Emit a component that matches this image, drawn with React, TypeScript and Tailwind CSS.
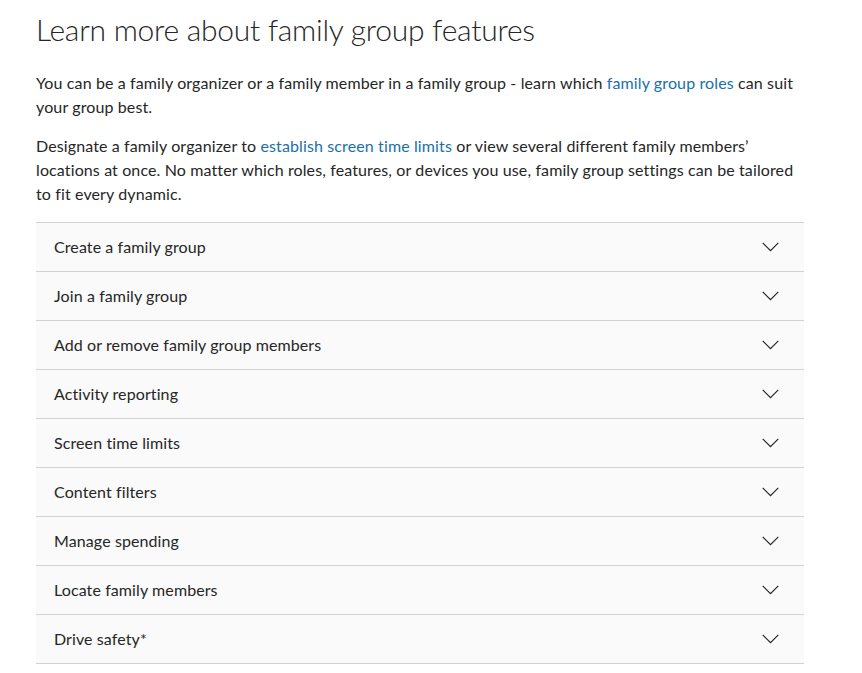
const topics = [
  'Create a family group',
  'Join a family group',
  'Add or remove family group members',
  'Activity reporting',
  'Screen time limits',
  'Content filters',
  'Manage spending',
  'Locate family members',
  'Drive safety*',
];

function Chevron() {
  return (
    <svg width="17" height="10" viewBox="0 0 17 10" fill="none" className="shrink-0">
      <polyline points="0.7,0.8 8.5,8.6 16.3,0.8" stroke="#262626" strokeWidth="1.2" />
    </svg>
  );
}

export default function App() {
  return (
    <div className="min-h-screen bg-white text-[#262626] font-['Segoe_UI','Lato','Open_Sans',sans-serif]">
      <div className="w-[768px] ml-[36px] pt-[9px]">
        <h1 className="text-[30px] leading-[40px] font-light tracking-[-0.25px]">
          Learn more about family group features
        </h1>

        <p className="mt-[22px] text-[16px] leading-[24px] tracking-[0.12px]">
          You can be a family organizer or a family member in a family group - learn which{' '}
          <a href="#" className="text-[#1b6fa9]">family group roles</a> can suit your group best.
        </p>
        <p className="mt-[15px] text-[16px] leading-[24px] tracking-[0.12px]">
          Designate a family organizer to{' '}
          <a href="#" className="text-[#1b6fa9]">establish screen time limits</a> or view several
          different family members’ locations at once. No matter which roles, features, or devices
          you use, family group settings can be tailored to fit every dynamic.
        </p>

        {/* expandable feature list */}
        <div className="mt-[16px] border-t border-[#d2d2d2]">
          {topics.map((t) => (
            <button
              key={t}
              className="w-full h-[49px] flex items-center justify-between pl-[18px] pr-[25px] bg-[#fafafa] border-b border-[#d2d2d2] text-left text-[16px] tracking-[0.1px]"
            >
              <span>{t}</span>
              <Chevron />
            </button>
          ))}
        </div>
      </div>
    </div>
  );
}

**WHAT IS BEING ASKED:** Copy the whole listing above word for word but do not carry over the pictures.

**SOLUTION TO THIS PROBLEM:**
Emit a component that matches this image, drawn with React, TypeScript and Tailwind CSS.
const topics = [
  'Create a family group',
  'Join a family group',
  'Add or remove family group members',
  'Activity reporting',
  'Screen time limits',
  'Content filters',
  'Manage spending',
  'Locate family members',
  'Drive safety*',
];

function Chevron() {
  return (
    <svg width="17" height="10" viewBox="0 0 17 10" fill="none" className="shrink-0">
      <polyline points="0.7,0.8 8.5,8.6 16.3,0.8" stroke="#262626" strokeWidth="1.2" />
    </svg>
  );
}

export default function App() {
  return (
    <div className="min-h-screen bg-white text-[#262626] font-['Segoe_UI','Lato','Open_Sans',sans-serif]">
      <div className="w-[768px] ml-[36px] pt-[9px]">
        <h1 className="text-[30px] leading-[40px] font-light tracking-[-0.25px]">
          Learn more about family group features
        </h1>

        <p className="mt-[22px] text-[16px] leading-[24px] tracking-[0.12px]">
          You can be a family organizer or a family member in a family group - learn which{' '}
          <a href="#" className="text-[#1b6fa9]">family group roles</a> can suit your group best.
        </p>
        <p className="mt-[15px] text-[16px] leading-[24px] tracking-[0.12px]">
          Designate a family organizer to{' '}
          <a href="#" className="text-[#1b6fa9]">establish screen time limits</a> or view several
          different family members’ locations at once. No matter which roles, features, or devices
          you use, family group settings can be tailored to fit every dynamic.
        </p>

        {/* expandable feature list */}
        <div className="mt-[16px] border-t border-[#d2d2d2]">
          {topics.map((t) => (
            <button
              key={t}
              className="w-full h-[49px] flex items-center justify-between pl-[18px] pr-[25px] bg-[#fafafa] border-b border-[#d2d2d2] text-left text-[16px] tracking-[0.1px]"
            >
              <span>{t}</span>
              <Chevron />
            </button>
          ))}
        </div>
      </div>
    </div>
  );
}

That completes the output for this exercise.